Since 1991 Somalia has been without a effective government, leaving the country in a chaotic power struggle between clan based warlords and religious militias. Recently, the Al-Shabab militia (“The Young Ones”) has made a name for itself with attacks that killed 42 aid workers in 2008 and 2009 alone. According to the non-profit organisation, the Islamist hard-liners in Al-Shabab are responsible for a total ban on music forcing 14 radio stations to close down in April 2010. To make things even more complicated “the government threatened to suspend stations in their strongholds that complied with the music ban.”

CPJ, Committee to Protect Journalists named Somalia as “Africa’s deadliest country for journalists.” However, brave souls keep Radio Mogadishu and other independent alternatives alive. At least Radio Mogadishu’s website is up and running – whether they are actually on-air is unknown at this point.

This album is sung in the local Somali language. I know that there’s at least two LPs in this series. This is the second volume with the following info on the label:

Somali Broadcasting Service, Somalia Sings, Radio Mogadishu, SBSLP-101

You can read about the first one album in the series HERE.

If you have more information on these or other Somali recordings then please leave a comment.
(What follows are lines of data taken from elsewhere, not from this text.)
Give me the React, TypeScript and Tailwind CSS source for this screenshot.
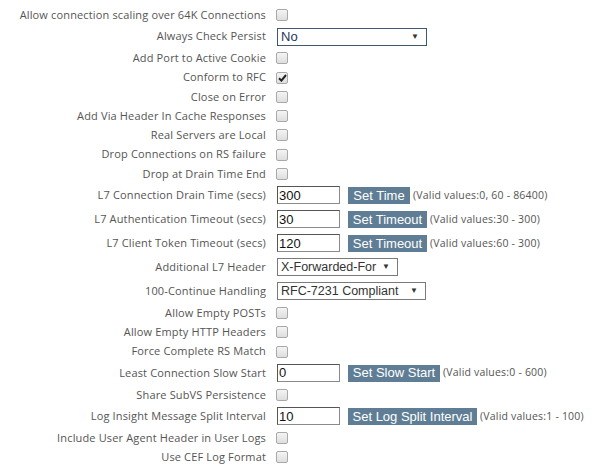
import React from 'react';

type Row =
  | { kind: 'check'; label: string; checked?: boolean }
  | { kind: 'select'; label: string; value: string; width: string; dark?: boolean }
  | { kind: 'input'; label: string; value: string; button: string; btnW: string; hint: string };

const rows: Row[] = [
  { kind: 'check', label: 'Allow connection scaling over 64K Connections' },
  { kind: 'select', label: 'Always Check Persist', value: 'No', width: 'w-[150px]', dark: true },
  { kind: 'check', label: 'Add Port to Active Cookie' },
  { kind: 'check', label: 'Conform to RFC', checked: true },
  { kind: 'check', label: 'Close on Error' },
  { kind: 'check', label: 'Add Via Header In Cache Responses' },
  { kind: 'check', label: 'Real Servers are Local' },
  { kind: 'check', label: 'Drop Connections on RS failure' },
  { kind: 'check', label: 'Drop at Drain Time End' },
  { kind: 'input', label: 'L7 Connection Drain Time (secs)', value: '300', button: 'Set Time', btnW: 'w-[62px]', hint: '(Valid values:0, 60 - 86400)' },
  { kind: 'input', label: 'L7 Authentication Timeout (secs)', value: '30', button: 'Set Timeout', btnW: 'w-[79px]', hint: '(Valid values:30 - 300)' },
  { kind: 'input', label: 'L7 Client Token Timeout (secs)', value: '120', button: 'Set Timeout', btnW: 'w-[79px]', hint: '(Valid values:60 - 300)' },
  { kind: 'select', label: 'Additional L7 Header', value: 'X-Forwarded-For', width: 'w-[121px]' },
  { kind: 'select', label: '100-Continue Handling', value: 'RFC-7231 Compliant', width: 'w-[149px]' },
  { kind: 'check', label: 'Allow Empty POSTs' },
  { kind: 'check', label: 'Allow Empty HTTP Headers' },
  { kind: 'check', label: 'Force Complete RS Match' },
  { kind: 'input', label: 'Least Connection Slow Start', value: '0', button: 'Set Slow Start', btnW: 'w-[92px]', hint: '(Valid values:0 - 600)' },
  { kind: 'check', label: 'Share SubVS Persistence' },
  { kind: 'input', label: 'Log Insight Message Split Interval', value: '10', button: 'Set Log Split Interval', btnW: 'w-[129px]', hint: '(Valid values:1 - 100)' },
  { kind: 'check', label: 'Include User Agent Header in User Logs' },
  { kind: 'check', label: 'Use CEF Log Format' },
];

const Checkbox = ({ checked }: { checked?: boolean }) => (
  <div className="ml-[10px] flex h-[12px] w-[12px] items-center justify-center rounded-[2px] border border-[#a9a9a9] bg-gradient-to-b from-[#f4f4f4] to-[#dedede]">
    {checked && (
      <svg width="9" height="8" viewBox="0 0 9 8">
        <path d="M1 4.2 L3.4 6.6 L8 1" fill="none" stroke="#222" strokeWidth="2" />
      </svg>
    )}
  </div>
);

const Select = ({ value, width, dark }: { value: string; width: string; dark?: boolean }) => (
  <div
    className={`ml-[11px] flex h-[18px] items-center justify-between border pl-[3px] pr-[7px] font-['Liberation_Sans',Arial,sans-serif] text-[12.5px] tracking-normal ${width} ${
      dark ? 'border-[#3f5872] text-[#1d3a5a] text-[13px]' : 'border-[#7a7a7a] text-[#333]'
    }`}
  >
    <span>{value}</span>
    <span className="text-[8px] text-[#333]">▼</span>
  </div>
);

export default function App() {
  return (
    <div className="w-[611px] h-[472px] bg-white pt-[5.375px] font-['Open_Sans',sans-serif] text-[11px] tracking-[0.15px] text-[#555]">
      {rows.map((r, i) => (
        <div key={i} className={`flex items-center ${r.kind === 'check' ? 'h-[19.25px]' : 'h-[24px]'}`}>
          <div className="w-[266px] shrink-0 text-right whitespace-nowrap">{r.label}</div>
          {r.kind === 'check' && <Checkbox checked={r.checked} />}
          {r.kind === 'select' && <Select value={r.value} width={r.width} dark={r.dark} />}
          {r.kind === 'input' && (
            <>
              <div className="ml-[11px] flex h-[18px] w-[63px] items-center border border-[#8a8a8a] border-t-[#555] border-l-[#555] pl-[1px] font-['Liberation_Sans',Arial,sans-serif] text-[13px] tracking-normal text-[#111]">
                {r.value}
              </div>
              <div
                className={`ml-[8px] flex h-[17px] items-center justify-center bg-[#5f7e95] font-['Liberation_Sans',Arial,sans-serif] text-[13px] tracking-normal text-white ${r.btnW}`}
              >
                {r.button}
              </div>
              <div className="ml-[3px] whitespace-nowrap text-[10.5px] tracking-[0.2px]">{r.hint}</div>
            </>
          )}
        </div>
      ))}
    </div>
  );
}
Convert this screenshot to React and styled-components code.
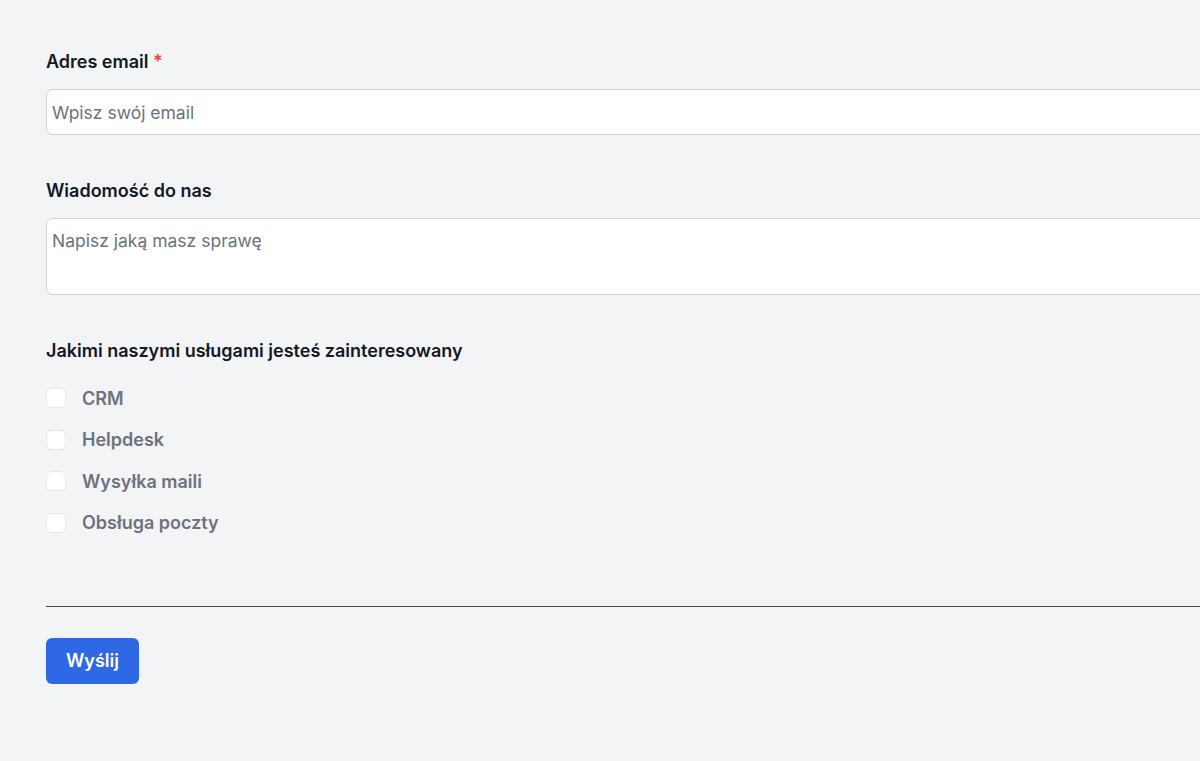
import React from 'react';
import styled, { createGlobalStyle } from 'styled-components';

const GlobalStyle = createGlobalStyle`
  html, body {
    margin: 0;
    padding: 0;
    background: #f3f4f6;
    overflow: hidden;
    font-family: Inter, "Noto Sans", sans-serif;
  }
`;

const services = ['CRM', 'Helpdesk', 'Wysyłka maili', 'Obsługa poczty'];

export default function App() {
  return (
    <>
      <GlobalStyle />
      <Form onSubmit={(e) => e.preventDefault()}>
        <Field>
          <Label htmlFor="email">
            Adres email <Required>*</Required>
          </Label>
          <TextInput id="email" type="email" placeholder="Wpisz swój email" />
        </Field>
        <Field>
          <Label htmlFor="message">Wiadomość do nas</Label>
          <TextArea id="message" placeholder="Napisz jaką masz sprawę" />
        </Field>
        <Field>
          <Label as="div">Jakimi naszymi usługami jesteś zainteresowany</Label>
          <CheckList>
            {services.map((name) => (
              <CheckRow key={name}>
                <Box type="checkbox" />
                <span>{name}</span>
              </CheckRow>
            ))}
          </CheckList>
        </Field>
        <Divider />
        <Submit type="submit">Wyślij</Submit>
      </Form>
    </>
  );
}

const Form = styled.form`
  width: 1300px;
  padding: 51px 0 0 46px;
  display: flex;
  flex-direction: column;
`;

const Field = styled.div`
  display: flex;
  flex-direction: column;
  margin-bottom: 45px;
`;

const Label = styled.label`
  font-size: 18px;
  font-weight: 600;
  line-height: 22px;
  color: #111827;
  margin-bottom: 16px;
`;

const Required = styled.span`
  color: #ef4444;
`;

const TextInput = styled.input`
  box-sizing: border-box;
  height: 46px;
  padding: 0 5px;
  border: 1px solid #d1d5db;
  border-radius: 6px;
  background: #fff;
  font-family: inherit;
  font-size: 17.5px;
  color: #111827;
  outline: none;
  &::placeholder {
    color: #6b7280;
  }
`;

const TextArea = styled(TextInput).attrs({ as: 'textarea' })`
  height: 77px;
  padding: 11px 5px;
  resize: none;
  line-height: 22px;
`;

const CheckList = styled.div`
  display: flex;
  flex-direction: column;
  gap: 21.5px;
  margin-top: 10px;
  margin-bottom: 28px;
`;

const CheckRow = styled.label`
  display: flex;
  align-items: center;
  gap: 16px;
  height: 20px;
  font-size: 18px;
  font-weight: 600;
  color: #6b7280;
`;

const Box = styled.input`
  appearance: none;
  margin: 0;
  width: 20px;
  height: 20px;
  border: 1px solid #e5e7eb;
  border-radius: 5px;
  background: #fff;
`;

const Divider = styled.hr`
  margin: 0 0 31px;
  border: none;
  border-top: 1px solid #4b4b4b;
`;

const Submit = styled.button`
  align-self: flex-start;
  height: 46px;
  padding: 0 20px;
  border: none;
  border-radius: 6px;
  background: #2f68e5;
  color: #fff;
  font-family: inherit;
  font-size: 18px;
  font-weight: 600;
`;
Here’s to a peaceful Somalia. Enjoy!


Since this posting, I have been contacted by Andreas, who was contacted by a person by the name of Sanaag. He provided the name of the band, as well as the song titles. The first track, Guulwade Siyaad (Victorious Siyaad), was exemplary of Siyaad Barre’s self-glorification and personality cult. Schoolchildren had to sing it every morning and it was often parodied to ridicule Barre and his minions. The second song, Dadkaaga Dhinac Ka Raac (Follow Your Peers / Keep Up With the Pace), carries a positive message. It calls upon all Somalis to pursue relentlessly the goal of developing the country and to work hand-in-hand for the benefit of the whole society.